Outro alerta importante, dado por Silvia Gonçalves, é que na maioria das vezes a criança acredita na existência deste amigo. Insistir com a criança de que este amigo não existe pode ser uma tentativa fracassada.

Amigos com benefícios

Antes de sair brigando com seu filho pelo fato dele insistir em dizer que esse amigo existe, preste bem atenção na opinião de alguns especialistas.

Roberto Andersen, educador brasileiro membro da Academia de Ciências de Nova York, adverte que limitar a imaginação (o que inclui dizer “acabou esse tal de amigo imaginário!”) é um incentivo ao déficit de atenção, déficit de cognição e memória parcial.

Freud, pai da psicanálise, e Piaget, papa da pedagogia, também defendiam que, por via das dúvidas, era melhor que o companheiro invisível participasse do jantar. O trabalho dos psicólogos Evan Kidd e Anna Roby, da Universidade de Manchester, na Inglaterra, sugere que a criança e o amigo trabalham melhor em equipe. É como se a criança quisesse dar um bom exemplo ao amigo imaginário na hora em que lembra ao pai que a TV está ligada ou que a vovó ligou.

A dupla de pesquisadores acredita que os amigos imaginários são como terapeutas, que dão ao pequeno egocêntrico uma nova perspectiva da mesma situação que, antes, passaria batido. Fique atento se essa dupla dinâmica extrapolar os limites. Por exemplo, a criança passa a culpar o amigo pelas coisas que ela sabe que fez errado, como dizer palavrões, bater nos amigos, não tomar banho, etc.
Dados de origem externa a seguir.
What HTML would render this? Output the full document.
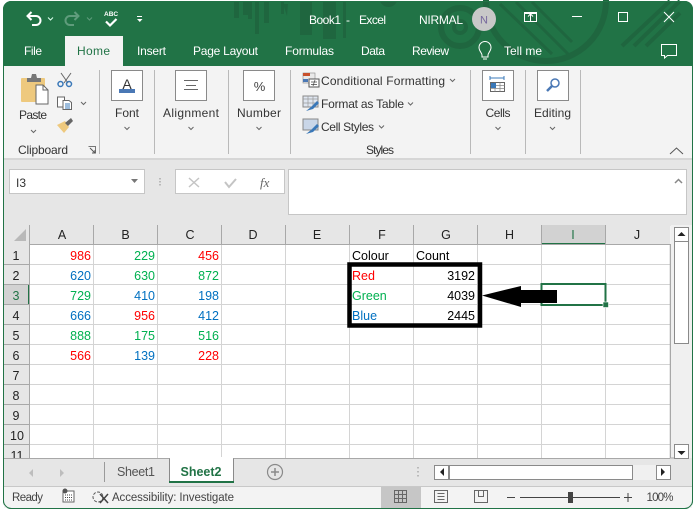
<!DOCTYPE html>
<html><head><meta charset="utf-8"><style>
html,body{margin:0;padding:0;background:#fff;width:699px;height:513px;overflow:hidden}
svg{display:block}
text{font-family:"Liberation Sans",sans-serif;font-size:12px;fill:#333}
.w{fill:#fff}
.c{font-size:12.5px;text-anchor:end}
.m{text-anchor:middle}
.h{font-size:12.5px;text-anchor:middle;fill:#222}
.r{fill:#f00}.g{fill:#00b050}.b{fill:#0070c0}.k{fill:#000}
.ic{fill:none;stroke:#666;stroke-width:1}
</style></head><body>
<svg width="699" height="513" viewBox="0 0 699 513" xmlns="http://www.w3.org/2000/svg">
<rect width="699" height="513" fill="#fff"/>
<!-- window -->
<rect x="3" y="1" width="690" height="508" rx="8" fill="#217346"/>
<rect x="4" y="66" width="688" height="442" fill="#f3f3f3"/>
<!-- title pattern -->
<g fill="#1f663f">
<rect x="234" y="1" width="5" height="17"/><rect x="243" y="1" width="5" height="14"/><rect x="248" y="1" width="4" height="18"/><rect x="255" y="1" width="4" height="33"/><rect x="264" y="1" width="5" height="22"/><rect x="281" y="1" width="3" height="13"/><rect x="300" y="1" width="12" height="34"/><rect x="323" y="1" width="13" height="38"/><rect x="343" y="1" width="3" height="37"/>
<path d="M283 4l5 0 -1 12z"/><path d="M380 1h17a9 9 0 0 1-17 0z"/>
</g>
<g fill="none" stroke="#1f663f">
<circle cx="460" cy="27" r="19" stroke-width="6"/>
<circle cx="460" cy="27" r="6" stroke-width="4"/>
<path d="M500 4l52 50M516 2l52 52M532 2l40 40" stroke-width="3"/>
<circle cx="546" cy="1" r="60" stroke-width="6"/>
<path d="M622 46l48-45M634 46l46-45M646 46l34-33" stroke-width="4"/>
</g>
<!-- QAT -->
<g fill="none" stroke="#fff" stroke-width="2">
<path d="M28 16h8a4.500 4.500 0 0 1 0 9h-4"/><path d="M31.500 12l-4 4 4 4"/>
</g>
<path d="M48 17.500l2.500 2.500 2.500-2.500" fill="none" stroke="#dfe" stroke-width="1"/>
<g fill="none" stroke="#5f9c7c" stroke-width="2">
<path d="M78 16h-8a4.500 4.500 0 0 0 0 9h4"/><path d="M74.500 12l4 4-4 4"/>
</g>
<path d="M87 17.500l2.500 2.500 2.500-2.500" fill="none" stroke="#5f9c7c" stroke-width="1"/>
<text x="104" y="16" class="w" style="font-size:6.500px;font-weight:bold">ABC</text>
<path d="M106 21.500l4 4 6.500-6.500" fill="none" stroke="#fff" stroke-width="2.200"/>
<path d="M137 16.500h5" stroke="#fff"/><path d="M137 19h5.500l-2.700 3z" fill="#fff"/>
<text x="309" y="24" class="w" textLength="32">Book1</text><text x="346" y="24" class="w">-</text><text x="359" y="24" class="w" textLength="27">Excel</text>
<text x="419" y="24" class="w" textLength="44">NIRMAL</text>
<circle cx="484" cy="19" r="12" fill="#c8c8c8"/>
<text x="484" y="23.500" class="m" style="fill:#76689c;font-size:11px">N</text>
<!-- window controls -->
<g fill="none" stroke="#fff" stroke-width="1">
<rect x="524.500" y="12.500" width="12" height="9"/><path d="M528 16.500l2.500-2.500 2.500 2.500M530.500 14v7M524.500 13.500h12"/>
<path d="M572 16.500h10"/><rect x="618.500" y="12.500" width="9" height="9"/>
<path d="M664 12l10 10M674 12l-10 10"/>
</g>
<!-- tabs -->
<rect x="65" y="36" width="58" height="31" fill="#f3f3f3"/>
<text x="24" y="55" class="w" textLength="18">File</text>
<text x="77" y="55" style="fill:#217346" textLength="33">Home</text>
<text x="137" y="55" class="w" textLength="29">Insert</text>
<text x="193" y="55" class="w" textLength="65">Page Layout</text>
<text x="285" y="55" class="w" textLength="49">Formulas</text>
<text x="361" y="55" class="w" textLength="24">Data</text>
<text x="412" y="55" class="w" textLength="37">Review</text>
<g fill="none" stroke="#fff" stroke-width="1">
<path d="M482 57v-2c0-2-3-4-3-7.500a6 6 0 0 1 12 0c0 3.500-3 5.500-3 7.500v2zM483 59h4"/>
<path d="M661.500 44.500h15v11h-9l-3 2.500v-2.500h-3z"/>
</g>
<text x="504" y="55" class="w" textLength="38">Tell me</text>
<!-- ribbon -->
<g fill="#b9b9b9">
<rect x="99" y="70" width="1" height="84"/><rect x="154" y="70" width="1" height="84"/><rect x="228" y="70" width="1" height="84"/><rect x="290" y="70" width="1" height="84"/><rect x="470" y="70" width="1" height="84"/><rect x="525" y="70" width="1" height="84"/><rect x="580" y="70" width="1" height="84"/>
</g>
<!-- paste -->
<rect x="21" y="78" width="24" height="24" rx="1" fill="#eec97e"/>
<path d="M27 82v-4h4l1-4h4l1 4h4v4z" fill="#777"/>
<path d="M36 85h7l5 5v14H36z" fill="#fff" stroke="#666"/>
<path d="M43 85v5h5" fill="none" stroke="#666"/>
<text x="33" y="119" class="m" textLength="28">Paste</text>
<path d="M31 130l2.500 2.500 2.500-2.500" class="ic"/>
<!-- scissors -->
<g fill="none" stroke="#666"><path d="M61 73l7 10M71 73l-7 10"/></g>
<g fill="none" stroke="#3a78b8"><circle cx="60.500" cy="84" r="2.500" stroke-width="1.500"/><circle cx="69" cy="84" r="2.500" stroke-width="1.500"/></g>
<!-- copy -->
<path d="M57.500 97h7v10h-7z" fill="#fff" stroke="#666"/>
<path d="M63 100.500h6l2.500 2v7h-8.500z" fill="#fff" stroke="#666"/>
<path d="M65 104h5M65 106h5M65 108h5" stroke="#3a78b8"/>
<path d="M81 102l2.500 2.500 2.500-2.500" class="ic"/>
<!-- painter -->
<path d="M57 125l8-4 4 6-5 6z" fill="#eec97e"/><path d="M65 123l6-5 2 3-5 5z" fill="#666"/>
<text x="18" y="154" textLength="50">Clipboard</text>
<path d="M88.500 146.500h7v7" fill="none" stroke="#777"/>
<path d="M90 148l5 5M95 150v3h-3" fill="none" stroke="#555"/>
<!-- font -->
<rect x="111.500" y="70.500" width="31" height="30" fill="#fff" stroke="#8a8a8a"/>
<text x="127" y="89" class="m" style="font-size:14px;fill:#333">A</text>
<rect x="119" y="89" width="16" height="4" fill="#4a78b5"/>
<text x="127" y="117" class="m" textLength="24">Font</text>
<path d="M124.500 127l2.500 2.500 2.500-2.500" class="ic"/>
<!-- alignment -->
<rect x="175.500" y="70.500" width="31" height="30" fill="#fff" stroke="#8a8a8a"/>
<path d="M184 80.500h14M186 85.500h10M184 89.500h14" stroke="#666"/>
<text x="191" y="117" class="m" textLength="56">Alignment</text>
<path d="M188.500 127l2.500 2.500 2.500-2.500" class="ic"/>
<!-- number -->
<rect x="243.500" y="70.500" width="31" height="30" fill="#fff" stroke="#8a8a8a"/>
<text x="259.500" y="91" class="m" style="font-size:13px;fill:#444">%</text>
<text x="259" y="117" class="m" textLength="44">Number</text>
<path d="M256.500 127l2.500 2.500 2.500-2.500" class="ic"/>
<!-- styles -->
<rect x="303" y="73" width="12" height="10" fill="#e9e9e9" stroke="#888" stroke-width=".6"/>
<rect x="303" y="73" width="7" height="3" fill="#c8502c"/><rect x="303" y="79" width="5" height="3" fill="#4a78b5"/>
<rect x="309" y="79" width="10" height="8" fill="#fff" stroke="#555"/><path d="M311 82h6M311 84.500h6M315 80l-2 6" stroke="#444" stroke-width=".7"/>
<text x="321" y="85" textLength="124">Conditional Formatting</text>
<path d="M450 79l2.500 2.500 2.500-2.500" class="ic"/>
<path d="M303 96h15v11h-15z" fill="#dfe6f0" stroke="#888"/>
<path d="M303 99h15M308 96v11M313 96v11M303 103h15" stroke="#999" stroke-width=".7"/>
<path d="M306 111l5-4 6-6 2 2-6 6z" fill="#3a78b8"/>
<text x="321" y="108" textLength="83">Format as Table</text>
<path d="M408 102.500l2.500 2.500 2.500-2.500" class="ic"/>
<path d="M303 119h15v11h-15z" fill="#c9d6e8" stroke="#888"/>
<path d="M306 134l5-4 6-6 2 2-6 6z" fill="#3a78b8"/>
<text x="321" y="131" textLength="53">Cell Styles</text>
<path d="M379 125.500l2.500 2.500 2.500-2.500" class="ic"/>
<text x="380" y="154" class="m" textLength="28">Styles</text>
<!-- cells -->
<rect x="482.500" y="70.500" width="31" height="30" fill="#fff" stroke="#8a8a8a"/>
<path d="M490 78h14M490 76v4M504 76v4" stroke="#3a78b8"/>
<rect x="490.500" y="82.500" width="14" height="9" fill="#fff" stroke="#666"/>
<path d="M490.500 85.500h14M490.500 88.500h14M495 82.500v9M500 82.500v9" stroke="#888" stroke-width=".7"/>
<rect x="491" y="83" width="5" height="5" fill="#3a78b8"/>
<text x="498" y="117" class="m" textLength="25">Cells</text>
<path d="M495.500 127l2.500 2.500 2.500-2.500" class="ic"/>
<!-- editing -->
<rect x="537.500" y="70.500" width="31" height="30" fill="#fff" stroke="#8a8a8a"/>
<circle cx="555" cy="83" r="4" fill="none" stroke="#4a78b5" stroke-width="1.500"/>
<path d="M552 86l-5 5" stroke="#4a78b5" stroke-width="2.500"/>
<text x="552.500" y="117" class="m" textLength="37">Editing</text>
<path d="M550 127l2.500 2.500 2.500-2.500" class="ic"/>
<path d="M670 154l6.500-6 6.500 6" fill="none" stroke="#555"/>
<!-- formula area -->
<rect x="4" y="158" width="688" height="2" fill="#d6d6d6"/>
<rect x="4" y="160" width="688" height="66" fill="#e6e6e6"/>
<rect x="9.500" y="169.500" width="135" height="24" fill="#fff" stroke="#c6c6c6"/>
<text x="16" y="187" style="fill:#333">I3</text>
<path d="M131 179h7l-3.500 4z" fill="#777"/>
<path d="M160 178v1.500M160 181v1.500M160 184v1.500" stroke="#aaa" stroke-width="1.500"/>
<rect x="175.500" y="169.500" width="109" height="24" fill="#fff" stroke="#c6c6c6"/>
<path d="M189 178l10 9M199 178l-10 9" stroke="#c4c4c4" stroke-width="1.500"/>
<path d="M225 182l4 5 7-8" fill="none" stroke="#c4c4c4" stroke-width="2"/>
<text x="260" y="187" style="font-family:'Liberation Serif',serif;font-style:italic;font-size:13px;fill:#666">fx</text>
<rect x="288.500" y="169.500" width="398" height="45" fill="#fff" stroke="#c6c6c6"/>
<path d="M675 183l3.500-3.500 3.500 3.500" fill="none" stroke="#888" stroke-width="1.500"/>
<!-- sheet -->
<rect x="29" y="245" width="641" height="213" fill="#fff"/>
<rect x="4" y="225" width="666" height="19" fill="#e6e6e6"/>
<rect x="4" y="244" width="25" height="214" fill="#e6e6e6"/>
<rect x="541" y="225" width="64" height="19" fill="#d2d2d2"/>
<rect x="541" y="243" width="64" height="2" fill="#217346"/>
<rect x="4" y="285" width="25" height="19" fill="#d2d2d2"/>
<rect x="28" y="285" width="2" height="20" fill="#217346"/>
<path d="M14 241l12-12v12z" fill="#b9b9b9"/>
<g stroke="#d4d4d4" stroke-width="1">
<path d="M29.500 264.500H670M29.500 284.500H670M29.500 304.500H670M29.500 324.500H670M29.500 344.500H670M29.500 364.500H670M29.500 384.500H670M29.500 404.500H670M29.500 424.500H670M29.500 444.500H670"/>
<path d="M93.500 244V458M157.500 244V458M221.500 244V458M285.500 244V458M349.500 244V458M413.500 244V458M477.500 244V458M541.500 244V458M605.500 244V458"/>
</g>
<g stroke="#a8a8a8" stroke-width="1">
<path d="M29 244.500H670M29.500 225V458"/>
<path d="M93.500 225V244M157.500 225V244M221.500 225V244M285.500 225V244M349.500 225V244M413.500 225V244M477.500 225V244M541.500 225V244M605.500 225V244"/>
<path d="M4 264.500H29M4 284.500H29M4 304.500H29M4 324.500H29M4 344.500H29M4 364.500H29M4 384.500H29M4 404.500H29M4 424.500H29M4 444.500H29"/>
<path d="M670.500 244V458" stroke-width="1.500"/>
</g>
<text x="62" y="239" class="h">A</text><text x="125.500" y="239" class="h">B</text><text x="190" y="239" class="h">C</text><text x="253" y="239" class="h">D</text><text x="317" y="239" class="h">E</text><text x="382" y="239" class="h">F</text><text x="446" y="239" class="h">G</text><text x="509.500" y="239" class="h">H</text><text x="573" y="239" class="h" style="fill:#217346">I</text><text x="637" y="239" class="h">J</text>
<text x="16" y="260" class="h">1</text><text x="16" y="280" class="h">2</text><text x="16" y="300" class="h" style="fill:#217346">3</text><text x="16" y="320" class="h">4</text><text x="16" y="340" class="h">5</text><text x="16" y="360" class="h">6</text><text x="16" y="380" class="h">7</text><text x="16" y="400" class="h">8</text><text x="16" y="420" class="h">9</text><text x="17" y="440" class="h">10</text><text x="17" y="460" class="h">11</text>
<rect x="4" y="458" width="688" height="50" fill="#e6e6e6"/>
<!-- data -->
<text x="91" y="260" class="c r">986</text><text x="155" y="260" class="c g">229</text><text x="219" y="260" class="c r">456</text>
<text x="91" y="280" class="c b">620</text><text x="155" y="280" class="c g">630</text><text x="219" y="280" class="c g">872</text>
<text x="91" y="300" class="c g">729</text><text x="155" y="300" class="c b">410</text><text x="219" y="300" class="c b">198</text>
<text x="91" y="320" class="c b">666</text><text x="155" y="320" class="c r">956</text><text x="219" y="320" class="c b">412</text>
<text x="91" y="340" class="c g">888</text><text x="155" y="340" class="c g">175</text><text x="219" y="340" class="c g">516</text>
<text x="91" y="360" class="c r">566</text><text x="155" y="360" class="c b">139</text><text x="219" y="360" class="c r">228</text>
<text x="352" y="260" class="k" style="font-size:12.500px">Colour</text><text x="416" y="260" class="k" style="font-size:12.500px">Count</text>
<text x="352" y="280" class="r" style="font-size:12.500px">Red</text><text x="475" y="280" class="c k">3192</text>
<text x="352" y="300" class="g" style="font-size:12.500px">Green</text><text x="475" y="300" class="c k">4039</text>
<text x="352" y="320" class="b" style="font-size:12.500px">Blue</text><text x="475" y="320" class="c k">2445</text>
<!-- black box -->
<rect x="349.500" y="264.500" width="130.500" height="61" fill="none" stroke="#000" stroke-width="4.500"/>
<!-- selection -->
<rect x="541.500" y="284" width="64" height="21" fill="none" stroke="#217346" stroke-width="2"/>
<rect x="603" y="302" width="5.500" height="5.500" fill="#217346" stroke="#fff" stroke-width=".6"/>
<!-- arrow -->
<path d="M482 295.500L521 286V290H557V303H521V307z" fill="#000"/>
<!-- vertical scrollbar -->
<rect x="671" y="225" width="21" height="233" fill="#f0f0f0"/>
<rect x="674.500" y="227.500" width="14" height="14" fill="#fff" stroke="#8a8a8a"/>
<path d="M677.500 236h8l-4-4z" fill="#222"/>
<rect x="674.500" y="241.500" width="14" height="102" fill="#fff" stroke="#8a8a8a"/>
<rect x="674.500" y="444.500" width="14" height="14" fill="#fff" stroke="#8a8a8a"/>
<path d="M677.500 451h8l-4 4z" fill="#222"/>
<path d="M4 458.500H670M670 458h4" stroke="#a8a8a8"/>
<!-- tabs bar -->
<path d="M33 469v8l-4-4zM60 469v8l4-4z" fill="#bdbdbd"/>
<rect x="104" y="462" width="1" height="20" fill="#9a9a9a"/>
<text x="136" y="476" class="m" style="font-size:12.500px;fill:#555" textLength="38">Sheet1</text>
<path d="M169.500 458.500V481.500H233.500V458.500" fill="#fff" stroke="#8a8a8a"/>
<rect x="170" y="457" width="63" height="3" fill="#fff"/>
<rect x="169" y="481" width="65" height="2" fill="#217346"/>
<text x="201" y="476" class="m" style="font-size:12.500px;font-weight:bold;fill:#217346">Sheet2</text>
<circle cx="275" cy="472" r="7.500" fill="none" stroke="#8a8a8a" stroke-width="1.200"/>
<path d="M275 468v8M271 472h8" stroke="#8a8a8a" stroke-width="1.500"/>
<path d="M418 467v1.500M418 471v1.500M418 475v1.500" stroke="#aaa" stroke-width="1.500"/>
<rect x="434.500" y="465.500" width="14" height="14" fill="#fff" stroke="#8a8a8a"/>
<path d="M444 468v8l-4-4z" fill="#222"/>
<rect x="449.500" y="465.500" width="183" height="14" fill="#fff" stroke="#8a8a8a"/>
<rect x="633" y="465" width="23" height="15" fill="#f0f0f0"/>
<rect x="656.500" y="465.500" width="14" height="14" fill="#fff" stroke="#8a8a8a"/>
<path d="M661 468v8l4-4z" fill="#222"/>
<!-- status bar -->
<rect x="4" y="486" width="688" height="1" fill="#c8c8c8"/>
<rect x="4" y="487" width="688" height="21" fill="#f3f3f3"/>
<text x="12" y="501" style="fill:#444;font-size:11.500px" textLength="31">Ready</text>
<circle cx="65" cy="492" r="2.500" fill="#555"/>
<rect x="63" y="491" width="11" height="11" fill="#fff" stroke="#666"/>
<circle cx="65" cy="491" r="2.500" fill="#555"/>
<path d="M65 495h7M65 497.500h7M65 500h7" stroke="#444" stroke-dasharray="1 1"/>
<circle cx="98" cy="497" r="5" fill="none" stroke="#555" stroke-dasharray="3 1.500"/>
<path d="M100 494l8 9M108 494l-8 9" stroke="#444" stroke-width="1.500"/>
<text x="112" y="501" style="fill:#444;font-size:11.500px" textLength="122">Accessibility: Investigate</text>
<rect x="381" y="487" width="40" height="21" fill="#c6c6c6"/>
<g fill="none" stroke="#666" stroke-width="1">
<path d="M394.500 490.500h12v12h-12zM398.500 490.500v12M402.500 490.500v12M394.500 494.500h12M394.500 498.500h12"/>
<rect x="434.500" y="490.500" width="13" height="12"/><path d="M437.500 493.500h7M437.500 496.500h7M437.500 499.500h7"/>
<path d="M474.500 490.500h13v12h-13zM478.500 490.500v6h5v-6"/>
</g>
<path d="M507 497.500h8M520 497.500h100M624 497.500h8M628 493v9" stroke="#444"/>
<rect x="568" y="492" width="5" height="11" fill="#444"/>
<text x="646.500" y="501" style="fill:#444;font-size:11.500px" textLength="27">100%</text>
<!-- window border -->
<rect x="3.500" y="1.500" width="689" height="507" rx="8" fill="none" stroke="#217346" stroke-width="1"/>
</svg>
</body></html>
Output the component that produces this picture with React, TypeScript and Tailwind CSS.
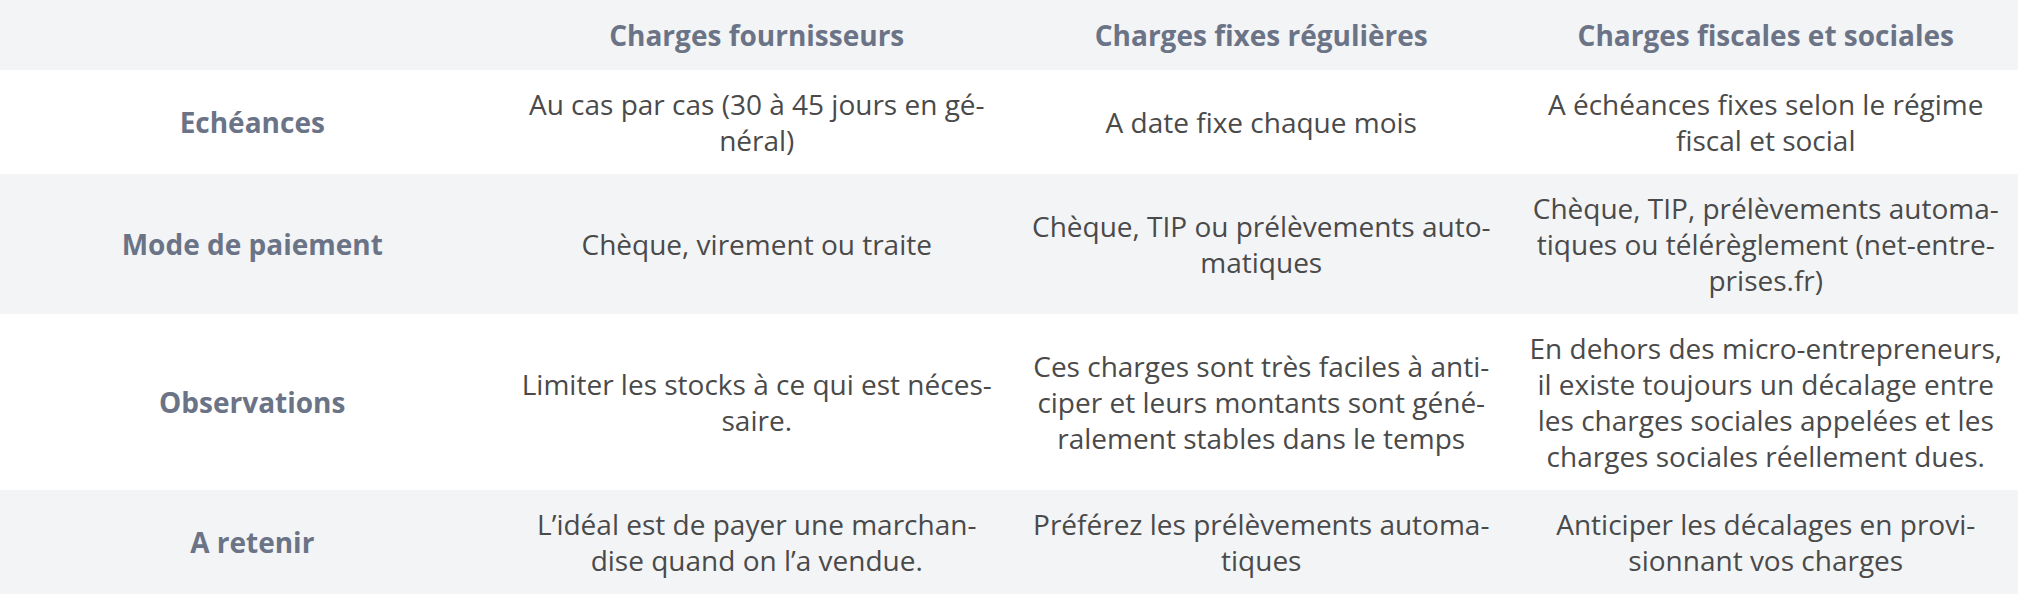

“Teve uma vez que eu pedi para a Sofia vir escovar os dentes, uma coisa que ela não gostava de fazer, então ela olhou para mim e disse: ‘Mamãe, sabe o que a Rose diz para a mãe dela quando tem que escovar os dentes? Cala a boca, sua cabeça de alho.’ Nisso eu segurei o riso e começou a sair lágrimas dos meus olhos. Ai ela virou e falou assim: ‘Mamãe, me desculpa, quem diz isso é a Rose, eu vou escovar os dentes’”, relembra, rindo, a mãe rio-pretense Bianca Sciarra. Colocar a culpa no amigo é mais comum do que se possa imaginar. “Os pais devem mostrar que o erro é coisa da realidade. Deixar claro que a criança tem que assumir seus erros,

 mesmo que para isso seja preciso dar bronca no amigo imaginário”, afirma a psicóloga Cynthia Boscovich.